Background: The Neonatal Intensive Care Unit (NICU) can be ethically charged, which can create challenges for health-care workers.
Objective: To determine the frequency with which nurses and residents have experienced ethical confrontations and what factors are associated with increased frequency.
Design/methods: An anonymous questionnaire was distributed to nurses in a university center, a high-risk obstetric service, a maternity hospital NICU with 85% in-born patients and an outborn NICU, most of whose preterm admissions are those with surgical complications. Obstetric and pediatric residents in the four universities of the province also received the questionnaire, which included demographics, opinions regarding the gestational age threshold at which resuscitation of a premature infant with bradycardia was appropriate, knowledge of cerebral palsy (CP) outcomes (as an indicator of knowledge about long-term sequelae of prematurity) and questions about ethical confrontation in the NICU.

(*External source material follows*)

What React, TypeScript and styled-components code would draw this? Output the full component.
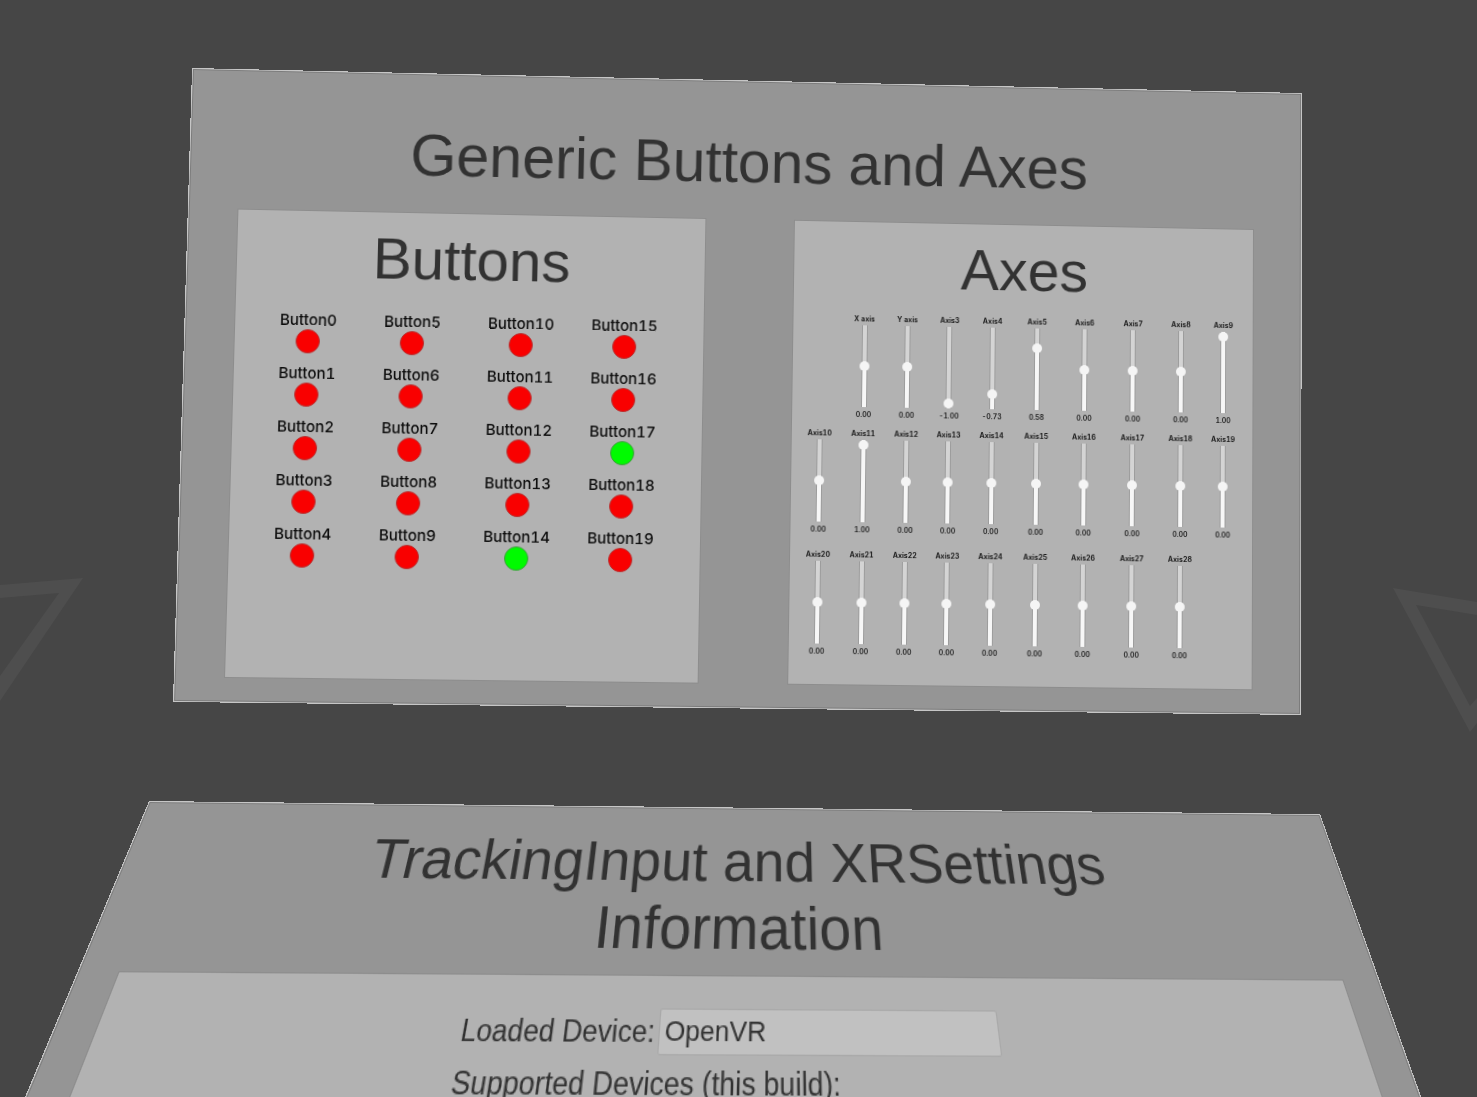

Results: Two hundred and seventy-nine caregivers participated (115 full time nurses and 164 residents). All the distributed questionnaires were completed. Frequent ethical confrontation was reported by 35% of the nurses and 19% of the residents. Among the nurses, moral distress differed significantly between work environments. Nurses working in an out-born NICU and obstetric nurses were more likely to overestimate CP prevalence (P<0.05). Nurses who overestimated CP rates had higher thresholds for resuscitation and were more likely to experience ethical confrontations. Of the residents, 60% were pediatric and 40% obstetric. All groups of residents frequently overestimated the prevalence of CP, and knowledge differed significantly by residency program (P<0.05). The residents who overestimated CP rates had higher thresholds for resuscitation, had more incorrect answers regarding prematurity outcomes and were less likely to have ethical confrontations.
Conclusions: A large proportion of nurses and residents report frequent ethical confrontations. Many residents and nurses have limited knowledge of outcomes and high threshold for resuscitation. Ethical confrontation is more common among nurses with poor knowledge about outcomes, and less common in residents with poor knowledge about outcomes.